These ceremonies were very essential because the Mughal Empire socially was so heterogeneous the nobility was from very different religious backgrounds. It was important for him to create a social order. And this was symbolically enacted on a daily basis during his darbars.

The daily ceremonies that took place at Red Fort were so important to the Mughal emperor. It consolidated his rule. It helped stabilize the society. It also had the added importance of having people perform the hierarchy. And once it was performed, it was also represented by court painters in the chronicles of the emperor.

And it just helped punctuate his power and importance, and the hierarchy that he ruled over.

Segment Title: Costume and Performance

Tavia Nyong’o: The relationship between ceremony and enactments of social power in contemporary society is an interesting one.

Mardi Gras is the most immediately identifiable annual ritual event in American public life. It’s a version of carnival, which is celebrated throughout the world, of the pre-penitential festival, which is associated with the ritual calendar of the Catholic Church. And it has specific American characteristics.

Mardi Gras krewes, which echo social and racial hierarchies in the city, and the Mardi Gras Indians are two of the most recognizable faces of Mardi Gras in New Orleans.

Ceremonial art objects acquire their significance and value through their use during the course of the event that is occurring. You have the various gifts that are thrown from the floats—beads, doubloons, coconuts—these are avidly collected and pursued by revelers. And then more recently, the Mardi Gras Indian costumes are now collected and displayed in museums because they are themselves such extraordinary examples of ceremonial creativity, ritual and creativity.
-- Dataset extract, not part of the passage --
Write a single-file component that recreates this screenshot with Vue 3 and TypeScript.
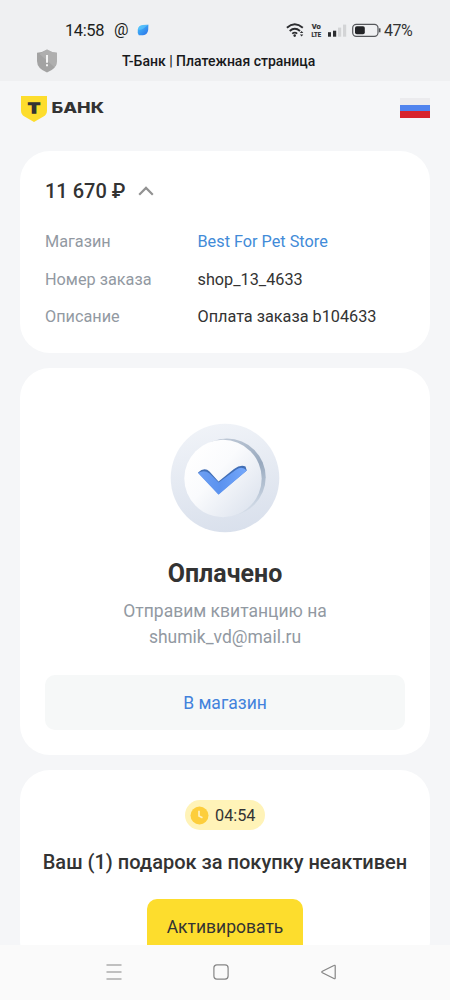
<script setup lang="ts">
interface Detail {
  label: string
  value: string
  link?: boolean
}

const details: Detail[] = [
  { label: 'Магазин', value: 'Best For Pet Store', link: true },
  { label: 'Номер заказа', value: 'shop_13_4633' },
  { label: 'Описание', value: 'Оплата заказа b104633' },
]
</script>

<template>
  <div class="phone">
    <header class="top">
      <div class="status">
        <span class="time">14:58</span>
        <svg class="at" width="15" height="18" viewBox="0 0 15 18">
          <text x="0" y="14" textLength="14.500" lengthAdjust="spacingAndGlyphs">@</text>
        </svg>
        <svg class="leaf" width="12" height="12" viewBox="0 0 12 12">
          <defs>
            <linearGradient id="leaf" x1="0" y1="0" x2="1" y2="1">
              <stop offset="0" stop-color="#45c4fb" />
              <stop offset="1" stop-color="#2b6fe8" />
            </linearGradient>
          </defs>
          <path d="M.8 5.500Q1.500 1.200 6 .9L11.400.7 11.200 6Q10.500 10.800 6 11.200L1.800 11.300Q.2 9 .8 5.500Z" fill="url(#leaf)" />
          <path d="M.8 5.500Q4 6.500 6.500 4.500T11.400.7L6 .9Q1.500 1.200.8 5.500Z" fill="#6ad2ff" opacity=".5" />
        </svg>
        <svg class="signals" width="96" height="20" viewBox="0 0 96 20">
          <g fill="none" stroke="#2c2d30" stroke-width="1.900">
            <path d="M.9 7.700Q8.700.9 16.800 7.700" />
            <path d="M3.700 10.900Q8.800 6.700 14 10.900" />
            <path d="M6.200 13.700Q8.800 11.700 11.200 13.700" stroke-width="1.700" />
          </g>
          <circle cx="8.700" cy="15.600" r="1.300" fill="#2c2d30" />
          <path d="M13.900 13l1.700-2 1.700 2ZM13.900 14.600l1.700 2 1.700-2Z" fill="#2c2d30" />
          <text x="25.700" y="9" textLength="9" lengthAdjust="spacingAndGlyphs" class="volte">Vo</text>
          <text x="25.500" y="16.800" textLength="9.500" lengthAdjust="spacingAndGlyphs" class="volte">LTE</text>
          <rect x="42" y="12.200" width="3" height="4.500" fill="#2c2d30" />
          <rect x="47" y="10.700" width="3.200" height="6" fill="#2c2d30" />
          <rect x="52" y="7.600" width="3.200" height="9.100" fill="#d3d4d6" />
          <rect x="57" y="4.600" width="3.200" height="12.100" fill="#d3d4d6" />
          <rect x="66.700" y="4.300" width="25.300" height="12" rx="3.600" fill="none" stroke="#55575b" stroke-width="1.200" />
          <rect x="69" y="6.300" width="9.800" height="8" rx="1.800" fill="#222326" />
          <path d="M93.700 8.300v4" stroke="#55575b" stroke-width="1.600" />
        </svg>
        <span class="percent">47%</span>
      </div>
      <div class="titlebar">
        <svg class="shield" width="22" height="24" viewBox="0 0 22 24">
          <path d="M11 .5Q15.500 3.500 21 3.700V12Q21 19.500 11 23.500 1 19.500 1 12V3.700Q6.500 3.500 11 .5Z" fill="#a3a3a3" />
          <path d="M11 .5Q15.500 3.500 21 3.700V12Q21 15.500 18.500 18.300L3.500 5Z" fill="#b8b8b8" opacity=".6" />
          <path d="M11 6v7.700M11 15.300v2" stroke="#f4f4f4" stroke-width="2" />
        </svg>
        <span class="title">Т-Банк | Платежная страница</span>
      </div>
    </header>

    <main class="page">
      <div class="brand">
        <svg width="86" height="28" viewBox="0 0 86 28">
          <path d="M1 1h26v14.500q0 4-3.500 6L14 27l-9.500-5.500Q1 19.500 1 15.500Z" fill="#fddd2d" />
          <text x="8" y="18" textLength="12" lengthAdjust="spacingAndGlyphs" class="brand-t">Т</text>
          <text x="31.500" y="18" textLength="52.500" lengthAdjust="spacingAndGlyphs" class="brand-name">БАНК</text>
        </svg>
        <div class="flag"><i class="white"></i><i class="blue"></i><i class="red"></i></div>
      </div>

      <section class="card summary">
        <div class="amount">
          <span class="sum">11 670 ₽</span>
          <svg width="16" height="10" viewBox="0 0 16 10">
            <path d="M1.200 8.700L8 1.900l6.800 6.800" fill="none" stroke="#929292" stroke-width="2.200" />
          </svg>
        </div>
        <dl>
          <div v-for="d in details" :key="d.label" class="row">
            <dt>{{ d.label }}</dt>
            <dd :class="{ link: d.link }">{{ d.value }}</dd>
          </div>
        </dl>
      </section>

      <section class="card paid">
        <svg class="medal" width="110" height="110" viewBox="0 0 110 110">
          <defs>
            <linearGradient id="ring" x1=".4" y1="0" x2=".6" y2="1">
              <stop offset="0" stop-color="#f0f3f8" />
              <stop offset="1" stop-color="#d9e0ec" />
            </linearGradient>
            <linearGradient id="edge" x1=".3" y1="0" x2=".75" y2="1">
              <stop offset="0" stop-color="#c3ccd9" />
              <stop offset=".5" stop-color="#98a9be" />
              <stop offset=".8" stop-color="#b9c6d6" />
              <stop offset="1" stop-color="#dde4ee" />
            </linearGradient>
            <linearGradient id="face" x1=".1" y1=".15" x2=".9" y2=".85">
              <stop offset="0" stop-color="#ffffff" />
              <stop offset=".4" stop-color="#fafbfd" />
              <stop offset="1" stop-color="#dfe5ef" />
            </linearGradient>
            <linearGradient id="tick" x1="0" y1="0" x2="1" y2="0">
              <stop offset="0" stop-color="#6ea0f3" />
              <stop offset=".45" stop-color="#5b92ef" />
              <stop offset="1" stop-color="#75a8fb" />
            </linearGradient>
          </defs>
          <circle cx="55" cy="55" r="54.300" fill="url(#ring)" />
          <circle cx="57" cy="54.300" r="38.700" fill="url(#edge)" />
          <circle cx="53" cy="55.500" r="38.700" fill="url(#face)" />
          <path d="M28 49.500Q34.500 43.500 39.500 48.500L48.500 58.500 64 46Q70.500 41.300 75.500 43.500L76.800 47.500 48.500 71Z" fill="#416eb5" />
          <path d="M28 50Q34.500 46.300 39.500 50.500L48.700 59.500 66 46.700Q72 42.500 76.800 47.500L48.500 71.700Z" fill="url(#tick)" />
        </svg>
        <h1>Оплачено</h1>
        <p>Отправим квитанцию на<br />shumik_vd@mail.ru</p>
        <button class="shop">В магазин</button>
      </section>

      <section class="card gift">
        <div class="timer">
          <svg width="19" height="19" viewBox="0 0 19 19">
            <circle cx="9.500" cy="9.500" r="9" fill="#fdce3c" />
            <path d="M9 4.800v5.200l3.500 1.800" fill="none" stroke="#fff1c0" stroke-width="1.700" />
          </svg>
          <span>04:54</span>
        </div>
        <h2>Ваш (1) подарок за покупку неактивен</h2>
        <button class="activate">Активировать</button>
      </section>
    </main>

    <nav class="nav">
      <svg width="16" height="16" viewBox="0 0 16 16">
        <path d="M.5 1h15M.5 8h15M.5 15h15" stroke="#858585" stroke-width="1.200" />
      </svg>
      <svg width="16" height="16" viewBox="0 0 16 16">
        <rect x=".9" y=".9" width="14.200" height="14.200" rx="3" fill="none" stroke="#858585" stroke-width="1.200" />
      </svg>
      <svg width="16" height="16" viewBox="-.7 0 16 16">
        <path d="M13.200 1.500Q14.500.8 14.500 2.300V13.700Q14.500 15.200 13.200 14.500L1.700 8.700Q.5 8 1.700 7.300Z" fill="none" stroke="#858585" stroke-width="1.200" />
      </svg>
    </nav>
  </div>
</template>

<style>
body { margin: 0; }
</style>

<style scoped>
.phone {
  width: 450px;
  height: 1000px;
  overflow: hidden;
  display: flex;
  flex-direction: column;
  background: #f5f6f8;
  color: #333333;
  font-family: Roboto, "Liberation Sans", sans-serif;
}
.top { height: 81px; flex: none; background: #eff0f2; }
.status {
  display: flex;
  align-items: center;
  height: 20px;
  padding: 20px 0 0 65px;
  color: #1d1e20;
}
.time { width: 48.500px; font-size: 16.500px; letter-spacing: -.4px; }
.at { flex: none; margin-right: 8.500px; font-size: 16px; fill: #1d1e20; }
.leaf { flex: none; }
.signals { flex: none; margin-left: 137px; }
.percent { margin-left: 2px; font-size: 16px; letter-spacing: -.5px; color: #333; }
.titlebar { display: flex; align-items: center; height: 24px; padding: 9px 0 0 36px; }
.title { margin-left: 64px; font-size: 14px; font-weight: 500; color: #18191b; white-space: nowrap; }
.page { flex: 1; min-height: 0; overflow: hidden; display: flex; flex-direction: column; padding: 0 20px; }
.brand { flex: none; display: flex; justify-content: space-between; height: 56px; padding-top: 14px; }
.brand-t { font: 700 15px "Liberation Mono", "DejaVu Sans Mono", monospace; fill: #333; stroke: #333; stroke-width: 1.300px; }
.brand-name { font: 800 14.500px Inter, sans-serif; fill: #333; }
.volte { font: 700 6.500px Roboto, sans-serif; fill: #2c2d30; stroke: #2c2d30; stroke-width: .2px; }
.flag { width: 30px; height: 20px; margin-top: 3px; display: flex; flex-direction: column; }
.flag i { flex: 1; }
.white { background: #ebebee; }
.blue { background: #4f83ee; }
.red { background: #d8232c; }
.card { flex: none; box-sizing: border-box; background: #fff; border-radius: 30px; }
.summary { height: 202px; padding: 28px 25px 0; }
.amount { display: flex; align-items: center; height: 24px; }
.sum { width: 93px; font-size: 20px; font-weight: 500; white-space: nowrap; }
dl { margin: 20px 0 0; }
.row { display: flex; align-items: center; height: 37.500px; font-size: 16.250px; }
dt { width: 152.500px; color: #9299a2; white-space: nowrap; }
dd { margin: 0; white-space: nowrap; }
.link { color: #428bd8; }
.paid {
  height: 387px;
  margin: 15px 0;
  padding: 55px 25px 0;
  display: flex;
  flex-direction: column;
  align-items: center;
}
.medal { flex: none; }
h1 { margin: 26px 0 0; font-size: 25px; line-height: 30px; font-weight: 700; }
p { margin: 9px 0 0; font-size: 17.500px; line-height: 26px; color: #9299a2; text-align: center; white-space: nowrap; }
button { border: 0; padding: 0; font-family: inherit; font-size: 17.500px; }
.shop { width: 360px; height: 55px; margin-top: 25px; border-radius: 10px; background: #f6f8f8; color: #4282dc; }
.gift { height: 200px; display: flex; flex-direction: column; align-items: center; padding-top: 30px; }
.timer {
  box-sizing: border-box;
  display: flex;
  align-items: center;
  gap: 6px;
  width: 80px;
  height: 30px;
  padding-left: 5px;
  border-radius: 15px;
  background: #fff3b8;
  font-size: 16.250px;
}
h2 { margin: 20px 0 0; font-size: 20px; line-height: 24px; font-weight: 500; white-space: nowrap; }
.activate { width: 156px; height: 55px; margin-top: 25px; border-radius: 10px; background: #fddd2d; color: #333; }
.nav {
  flex: none;
  box-sizing: border-box;
  display: flex;
  justify-content: space-between;
  height: 55px;
  padding: 19px 114px 0 106px;
  background: #fafafa;
}
</style>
New Orleans is part of the U.S. South, part of the Confederacy, and the dominance of white over black has been a really critical part of New Orleans’s history. Mardi Gras really becomes a way of performing the multiple ethnic and cultural heritages of the city, of New Orleans, and also of staging some of the racial and class conflicts.

Judith Bettelheim: Defining Carnival depends on who you are, where you are, what historical period. So Carnival is an organized event that is public, that is performance-oriented, that includes incredible aesthetic innovation.

If we’re looking at Carnival in the Caribbean, the first thing one does is look to the colonial heritage of the particular countries. And then you see historically what the population did in terms of street performance.

All over the Caribbean what you find are people who appropriate convenience in terms of how can we dress? How can we act? How can we get away with doing this under a slavery system? Under a dictatorship?

There is a fascinating character in Haiti named Chaloska, and it refers to an infamous general, Charles Oscar Etienne.

This person murdered a significant amount of political prisoners, and so in Carnival they develop a character that speaks to this event. But it also can speak to any similar kinds of events that have happened since 1915.

Masquerader: You are accused of telling the truth! You are charged with not giving us what little you own!

Judith Bettelheim: The young men playing this character can always say, “Oh, we weren’t talking about anything that happened today or yesterday, we were just talking about an important event in Haitian history.”

Why is Carnival important? It’s because it’s art by the people themselves, for the people themselves. We’re seeing live art, performance art.

Tavia Nyong’o: Rituals are meant to establish the fact that you are being presented and interacting with an object, which has a kind of aura around it.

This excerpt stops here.